Exercise aim >> Transcribe the material exactly. Images do not belong in the copy.

Dataset content >>
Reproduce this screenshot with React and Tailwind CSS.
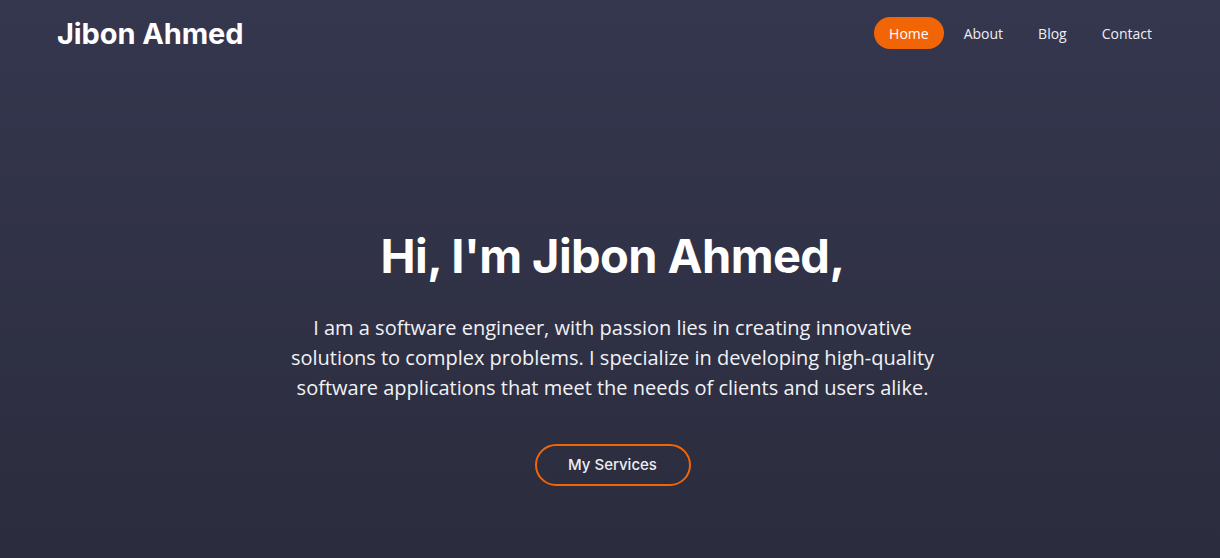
import React from 'react';

const links = ['Home', 'About', 'Blog', 'Contact'];

const App = () => {
  return (
    <div className="min-h-screen w-full bg-gradient-to-b from-[#35374f] to-[#2b2c3d] text-white">
      <header className="flex items-center justify-between pl-[57px] pr-[53px] pt-[17px]">
        <a href="#" className="font-['Inter',sans-serif] text-[29px] font-bold leading-none tracking-[-0.1px] text-white">
          Jibon Ahmed
        </a>
        <nav className="flex items-center gap-[5px] font-['Open_Sans',sans-serif] text-[14px]">
          {links.map((l, i) => (
            <a
              key={l}
              href="#"
              className={
                i === 0
                  ? 'flex h-8 items-center rounded-full bg-[#f26507] px-[15px] text-white'
                  : 'flex h-8 items-center rounded-full px-[15px] text-[#eceef3]'
              }
            >
              {l}
            </a>
          ))}
        </nav>
      </header>

      <main className="flex flex-col items-center pl-[5px] pt-[181px] pb-[73px] text-center">
        <h1 className="font-['Inter',sans-serif] text-[47px] font-bold leading-[52px] tracking-[-0.6px]">
          Hi, I'm Jibon Ahmed,
        </h1>
        <p className="mt-[31px] max-w-[660px] font-['Open_Sans',sans-serif] text-[20px] leading-[30px] text-[#f1f2f5]">
          I am a software engineer, with passion lies in creating innovative solutions to complex problems. I specialize in developing high-quality software applications that meet the needs of clients and users alike.
        </p>
        <button className="mt-[41px] h-[42px] w-[156px] rounded-full border-2 border-[#f26507] font-['Inter',sans-serif] text-[15px] font-medium text-[#eceef3]">
          My Services
        </button>
      </main>
    </div>
  );
};

export default App;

Exercise output >>
Reproduce this screenshot with React and Tailwind CSS.
import React from 'react';

const links = ['Home', 'About', 'Blog', 'Contact'];

const App = () => {
  return (
    <div className="min-h-screen w-full bg-gradient-to-b from-[#35374f] to-[#2b2c3d] text-white">
      <header className="flex items-center justify-between pl-[57px] pr-[53px] pt-[17px]">
        <a href="#" className="font-['Inter',sans-serif] text-[29px] font-bold leading-none tracking-[-0.1px] text-white">
          Jibon Ahmed
        </a>
        <nav className="flex items-center gap-[5px] font-['Open_Sans',sans-serif] text-[14px]">
          {links.map((l, i) => (
            <a
              key={l}
              href="#"
              className={
                i === 0
                  ? 'flex h-8 items-center rounded-full bg-[#f26507] px-[15px] text-white'
                  : 'flex h-8 items-center rounded-full px-[15px] text-[#eceef3]'
              }
            >
              {l}
            </a>
          ))}
        </nav>
      </header>

      <main className="flex flex-col items-center pl-[5px] pt-[181px] pb-[73px] text-center">
        <h1 className="font-['Inter',sans-serif] text-[47px] font-bold leading-[52px] tracking-[-0.6px]">
          Hi, I'm Jibon Ahmed,
        </h1>
        <p className="mt-[31px] max-w-[660px] font-['Open_Sans',sans-serif] text-[20px] leading-[30px] text-[#f1f2f5]">
          I am a software engineer, with passion lies in creating innovative solutions to complex problems. I specialize in developing high-quality software applications that meet the needs of clients and users alike.
        </p>
        <button className="mt-[41px] h-[42px] w-[156px] rounded-full border-2 border-[#f26507] font-['Inter',sans-serif] text-[15px] font-medium text-[#eceef3]">
          My Services
        </button>
      </main>
    </div>
  );
};

export default App;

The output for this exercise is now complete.